In the 19th century America's white suburban cricketers strove mightily to avoid any contact with Negroes, Germans and (shudder) the Irish. As a result the sport all but died and baseball inherited the earth.
Amazingly, in the first decade of the 21st century, US soccer might be making the exact same mistake.
This article doesn't surprise me. But it lacks context.
Youth sports as a whole are segregated. White parents don't like playing non-white teams of any color. You can find the same arguments in the Southwest and California. Teams from the Valley are not running to East LA for games.
These excuses hold true for all sports. They hate playing non-white teams in other sports as well.
In Boston, the kids kicking their asses are Cape Verdean and Brazilian, not American blacks.
Baseball has the same problems, with shrinking leagues in black and latino areas, despite their numbers in major league baseball.
What the reporter missed is the totally dominant influence that schools have in soccer development. John Kerry played for Yale at a time when Americans had no idea soccer existed. So even if black kids don't play in the numerous little leagues, and that's really more about location than pure racism, they can be reached in school.
Soccer isn't like cricket for a very simple reason: immigration. Soccer is a black, brown and white story, not just black and white. Latin American immigrants bring their game with them and they play it. Every Sunday, you can see Mexicans with Club America jerseys, Brazilians with Brazil jerseys and Irish with their national team jersey playing soccer in various parks.

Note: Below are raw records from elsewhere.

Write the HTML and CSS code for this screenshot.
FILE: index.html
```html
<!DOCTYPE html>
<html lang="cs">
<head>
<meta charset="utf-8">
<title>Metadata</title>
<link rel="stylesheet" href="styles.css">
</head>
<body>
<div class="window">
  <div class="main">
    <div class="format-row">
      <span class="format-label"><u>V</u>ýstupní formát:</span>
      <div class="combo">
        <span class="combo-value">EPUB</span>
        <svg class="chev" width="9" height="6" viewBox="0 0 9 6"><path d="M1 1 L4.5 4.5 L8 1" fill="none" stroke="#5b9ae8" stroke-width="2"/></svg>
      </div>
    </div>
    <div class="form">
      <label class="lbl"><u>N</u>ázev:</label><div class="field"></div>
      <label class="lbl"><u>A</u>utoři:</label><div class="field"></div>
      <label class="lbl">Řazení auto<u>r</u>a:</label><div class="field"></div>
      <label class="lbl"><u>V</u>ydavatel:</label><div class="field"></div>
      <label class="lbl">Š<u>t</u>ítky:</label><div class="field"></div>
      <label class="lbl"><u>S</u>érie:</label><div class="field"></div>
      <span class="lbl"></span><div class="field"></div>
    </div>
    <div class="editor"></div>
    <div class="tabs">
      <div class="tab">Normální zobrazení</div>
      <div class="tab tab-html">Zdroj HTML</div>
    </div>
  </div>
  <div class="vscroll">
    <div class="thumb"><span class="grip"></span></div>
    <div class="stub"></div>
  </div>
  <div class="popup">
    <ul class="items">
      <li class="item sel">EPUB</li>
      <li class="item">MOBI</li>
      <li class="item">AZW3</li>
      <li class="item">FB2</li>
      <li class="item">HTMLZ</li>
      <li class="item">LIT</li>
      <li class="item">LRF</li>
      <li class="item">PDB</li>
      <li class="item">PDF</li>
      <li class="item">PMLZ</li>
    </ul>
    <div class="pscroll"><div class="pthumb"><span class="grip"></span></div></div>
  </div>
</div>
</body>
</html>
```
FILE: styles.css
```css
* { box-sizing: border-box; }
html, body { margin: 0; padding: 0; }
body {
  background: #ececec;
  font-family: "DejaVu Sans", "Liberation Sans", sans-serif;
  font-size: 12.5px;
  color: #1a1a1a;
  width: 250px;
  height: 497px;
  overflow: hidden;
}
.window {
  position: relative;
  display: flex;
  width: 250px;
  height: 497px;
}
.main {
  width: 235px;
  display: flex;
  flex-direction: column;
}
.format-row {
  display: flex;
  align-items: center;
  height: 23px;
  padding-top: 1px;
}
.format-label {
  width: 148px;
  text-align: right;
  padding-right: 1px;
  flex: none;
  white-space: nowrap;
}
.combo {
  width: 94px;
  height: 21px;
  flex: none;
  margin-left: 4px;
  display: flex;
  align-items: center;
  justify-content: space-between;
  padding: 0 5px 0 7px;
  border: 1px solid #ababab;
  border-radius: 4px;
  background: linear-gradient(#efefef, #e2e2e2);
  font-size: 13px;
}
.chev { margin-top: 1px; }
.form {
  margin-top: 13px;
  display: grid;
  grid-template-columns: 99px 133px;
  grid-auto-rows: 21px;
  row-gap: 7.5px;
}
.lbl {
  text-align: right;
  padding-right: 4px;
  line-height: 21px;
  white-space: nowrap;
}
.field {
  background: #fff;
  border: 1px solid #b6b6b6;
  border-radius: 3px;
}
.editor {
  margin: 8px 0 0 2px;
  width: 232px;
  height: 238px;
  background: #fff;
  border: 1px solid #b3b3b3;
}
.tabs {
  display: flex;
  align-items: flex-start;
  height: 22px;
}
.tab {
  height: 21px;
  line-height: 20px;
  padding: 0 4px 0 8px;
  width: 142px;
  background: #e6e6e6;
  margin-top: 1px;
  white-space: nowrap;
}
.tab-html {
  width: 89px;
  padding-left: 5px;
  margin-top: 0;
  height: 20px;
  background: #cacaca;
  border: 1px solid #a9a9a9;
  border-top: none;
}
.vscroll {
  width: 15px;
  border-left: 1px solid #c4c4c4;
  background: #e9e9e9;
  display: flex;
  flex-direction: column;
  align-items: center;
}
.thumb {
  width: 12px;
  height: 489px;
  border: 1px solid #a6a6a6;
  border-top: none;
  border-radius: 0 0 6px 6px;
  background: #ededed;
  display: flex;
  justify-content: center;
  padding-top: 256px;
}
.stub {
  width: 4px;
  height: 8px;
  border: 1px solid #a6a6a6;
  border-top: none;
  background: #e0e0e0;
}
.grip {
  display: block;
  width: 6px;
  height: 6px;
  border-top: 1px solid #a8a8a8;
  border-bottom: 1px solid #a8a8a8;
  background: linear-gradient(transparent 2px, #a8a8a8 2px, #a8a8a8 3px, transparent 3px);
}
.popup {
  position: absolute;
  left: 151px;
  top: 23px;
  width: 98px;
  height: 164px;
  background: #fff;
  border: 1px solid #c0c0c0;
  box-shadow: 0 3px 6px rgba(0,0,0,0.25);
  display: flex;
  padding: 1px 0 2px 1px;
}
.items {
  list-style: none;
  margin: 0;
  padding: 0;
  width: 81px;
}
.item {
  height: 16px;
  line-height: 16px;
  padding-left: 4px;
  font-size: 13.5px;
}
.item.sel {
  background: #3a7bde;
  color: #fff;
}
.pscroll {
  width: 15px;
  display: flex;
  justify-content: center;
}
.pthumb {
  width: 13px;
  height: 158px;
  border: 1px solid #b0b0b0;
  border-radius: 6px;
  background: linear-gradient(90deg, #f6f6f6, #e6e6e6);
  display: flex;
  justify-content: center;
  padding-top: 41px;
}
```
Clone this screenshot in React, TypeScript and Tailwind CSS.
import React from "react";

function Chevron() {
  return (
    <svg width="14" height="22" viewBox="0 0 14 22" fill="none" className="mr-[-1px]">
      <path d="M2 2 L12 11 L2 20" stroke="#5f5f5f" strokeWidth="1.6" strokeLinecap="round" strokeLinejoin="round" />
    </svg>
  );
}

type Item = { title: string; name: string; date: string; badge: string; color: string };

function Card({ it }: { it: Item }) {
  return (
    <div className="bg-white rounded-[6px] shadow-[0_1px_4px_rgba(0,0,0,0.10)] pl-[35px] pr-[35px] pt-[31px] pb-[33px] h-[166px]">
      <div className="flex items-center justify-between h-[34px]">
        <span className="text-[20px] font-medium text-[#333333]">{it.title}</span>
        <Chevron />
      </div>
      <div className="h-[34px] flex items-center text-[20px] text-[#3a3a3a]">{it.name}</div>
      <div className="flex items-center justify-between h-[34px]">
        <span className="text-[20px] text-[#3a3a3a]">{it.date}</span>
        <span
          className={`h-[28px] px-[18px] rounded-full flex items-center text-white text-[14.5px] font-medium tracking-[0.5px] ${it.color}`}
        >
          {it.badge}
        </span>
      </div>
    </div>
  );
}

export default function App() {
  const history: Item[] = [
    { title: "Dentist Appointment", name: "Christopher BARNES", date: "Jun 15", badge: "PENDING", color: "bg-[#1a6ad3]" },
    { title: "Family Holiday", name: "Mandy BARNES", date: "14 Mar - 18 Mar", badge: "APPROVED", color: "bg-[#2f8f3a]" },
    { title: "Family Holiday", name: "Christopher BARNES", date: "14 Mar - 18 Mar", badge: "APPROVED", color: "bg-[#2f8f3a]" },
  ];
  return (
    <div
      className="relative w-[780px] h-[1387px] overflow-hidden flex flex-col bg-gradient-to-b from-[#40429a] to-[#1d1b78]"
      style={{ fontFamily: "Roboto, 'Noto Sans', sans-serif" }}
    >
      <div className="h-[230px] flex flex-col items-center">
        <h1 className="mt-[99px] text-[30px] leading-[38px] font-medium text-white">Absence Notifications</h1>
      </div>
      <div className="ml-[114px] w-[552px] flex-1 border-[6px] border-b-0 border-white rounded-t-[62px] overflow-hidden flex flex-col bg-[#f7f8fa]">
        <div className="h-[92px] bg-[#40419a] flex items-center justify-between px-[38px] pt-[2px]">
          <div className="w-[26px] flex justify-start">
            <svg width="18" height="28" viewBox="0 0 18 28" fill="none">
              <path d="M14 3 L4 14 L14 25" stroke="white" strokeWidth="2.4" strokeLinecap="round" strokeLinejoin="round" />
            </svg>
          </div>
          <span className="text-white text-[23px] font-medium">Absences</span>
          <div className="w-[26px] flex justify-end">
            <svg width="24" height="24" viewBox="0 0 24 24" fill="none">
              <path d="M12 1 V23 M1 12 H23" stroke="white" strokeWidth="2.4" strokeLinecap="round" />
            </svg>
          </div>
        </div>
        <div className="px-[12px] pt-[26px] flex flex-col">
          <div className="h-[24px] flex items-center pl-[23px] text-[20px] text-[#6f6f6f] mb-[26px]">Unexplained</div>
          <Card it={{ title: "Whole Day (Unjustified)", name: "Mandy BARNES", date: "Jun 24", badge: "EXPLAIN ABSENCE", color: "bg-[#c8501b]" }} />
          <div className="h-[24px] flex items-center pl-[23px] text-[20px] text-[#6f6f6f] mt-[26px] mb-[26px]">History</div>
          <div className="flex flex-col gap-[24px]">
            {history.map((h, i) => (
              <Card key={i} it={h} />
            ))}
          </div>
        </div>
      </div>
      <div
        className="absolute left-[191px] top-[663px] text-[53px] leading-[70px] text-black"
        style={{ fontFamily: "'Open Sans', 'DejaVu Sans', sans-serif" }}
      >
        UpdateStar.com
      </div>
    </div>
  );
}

Kids don't play soccer in the ghetto because they don't know about soccer. There aren't many soccer fields available to them while basketball courts are every few blocks.
But remember, the US national team labors in obscurity. The fact that Tim Howard plays for Manchester United was a 60 Minutes story, which somehow neglected to mention he was black. Freddy Adu gets some coverage, and SI did a take out story on DaMarcus Beasley and pointed out the US could field a an all black side. The reason they're playing international soccer is largely because of college programs. A scholarship is a scholarship. Remember, many of the US's games are shown either on the Spanish language telemundo or on tape delay on ESPN 2. Only when something happens do they get notice. No one is sweating the US coach's dating habits.
And there is a lot of hostility in the sports media to soccer. SI is breaking that down, but you still have cretins like Jim Rome sneering at soccer. I know a few New York bars he should be dropped into. But he really deserves to be dropped into West Belfast with a Rangers shirt and SAS beret. But that's me.
Kids see NBA stars everywhere, they see NFL stars everywhere. They don't see soccer everywhere, they don't see the national team everywhere. There isn't a schoolchild in Europe, not just the UK, which couldn't tell you Michael Owen wears 10 and is a forward and David Beckham is the England team captain and wears 7. In the US, a second generation of players, some very talented, are just getting some notice.
When black parents find that soccer can lead to the same success as basketball, but without the corruption, they will encourage their kids to play it, especially their daughters. Remember, there are a lot of fast, quick kids who are too short to play basketball. Instead of wasting years in basketball programs, soccer will become their alternative. Because a scholarship is a scholarship.